Ontem (8), o presidente do STF, Cezar Peluso, estimou que a posse deve ocorrer somente no próximo ano. Para o coordenador do MCCE, o pedido de vista pode causar prejuízos para a sociedade, para os futuros candidatos e para o próprio STF. “É um direito do ministro pedir vista, mas eu lamento. É o pior dos cenários caso o julgamento só seja retomado no ano que vem, um ano eleitoral”, opinou.
A atitude de Fux, no entanto, não é novidade na discussão da ficha limpa. O próprio Tribunal Superior Eleitoral (TSE), durante a análise de registros de candidatura, já tinha limitado o alcance da lei. Em pelo menos três casos, a corte eleitoral definiu que, nas condenações por abuso de poder, a lei não pode retroagir para aumentar a sanção inicialmente imposta contra o político. Exemplos foram os casos dos candidatos a governador Jackson Lago (Alagoas) e Ronaldo Lessa (Alagoas) e o candidato a deputado federal Beto Mansur (PP-SP).
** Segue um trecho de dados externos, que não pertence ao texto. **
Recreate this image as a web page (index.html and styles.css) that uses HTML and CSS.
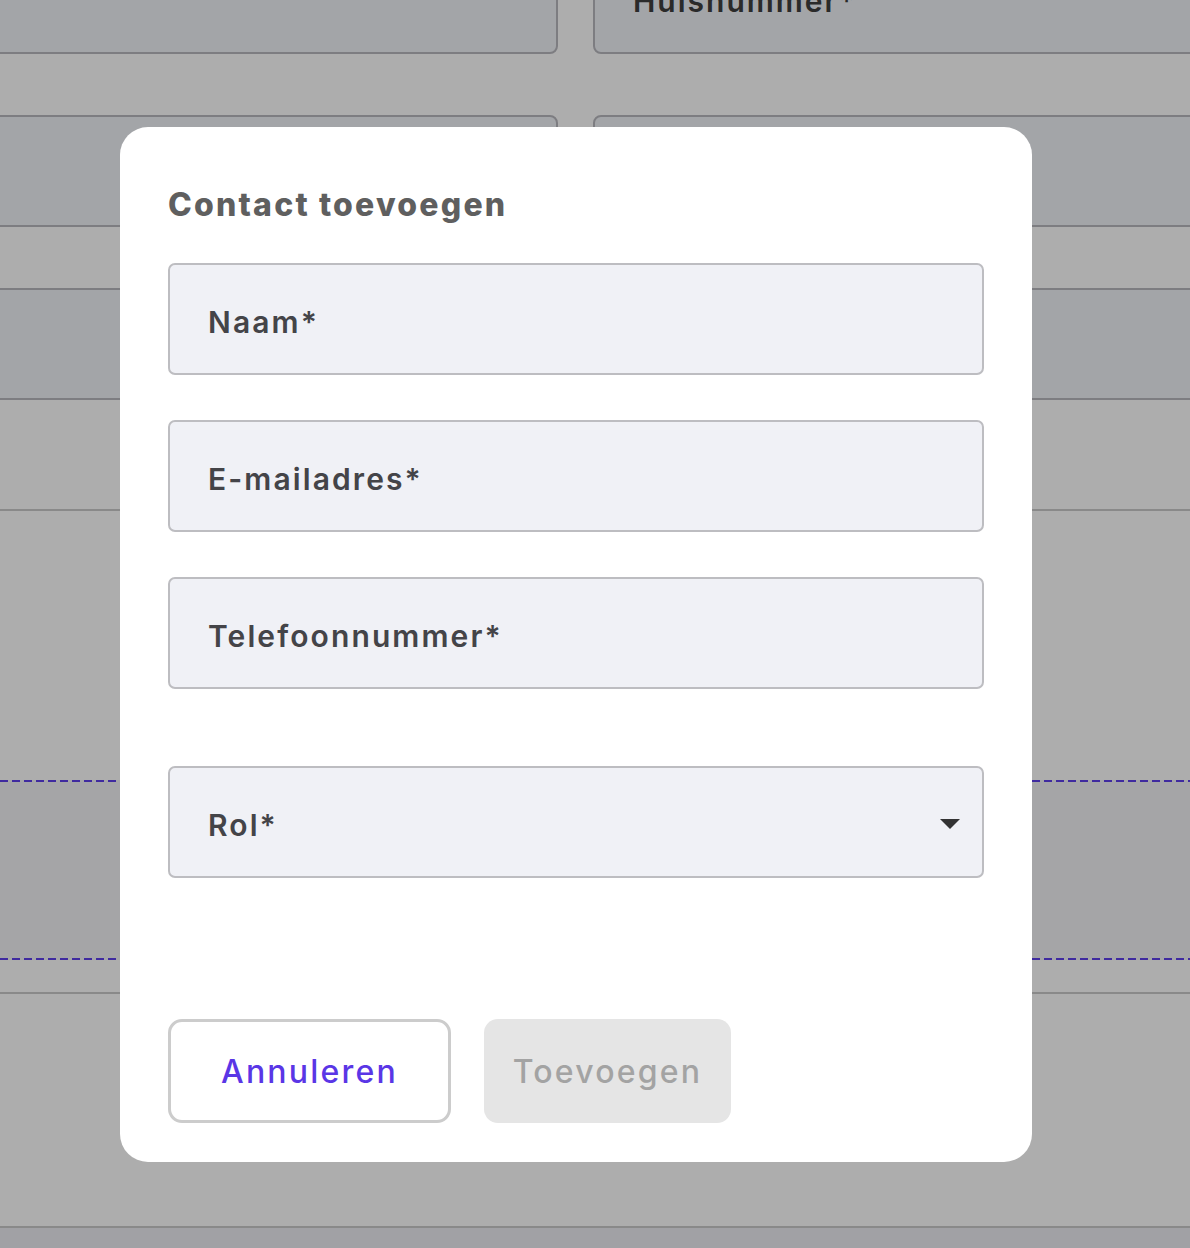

Os três tiveram como pena a decretação de inelegibilidade por três anos pela Justiça Eleitoral. A Lei da Ficha Limpa determina que políticos condenados por abuso de poder percam os direitos políticos por oito anos. No ano passado, o TSE entendeu que, ao aumentar o tempo, está crescendo o tempo de sanção ao político, o que é proibido pela Constituição.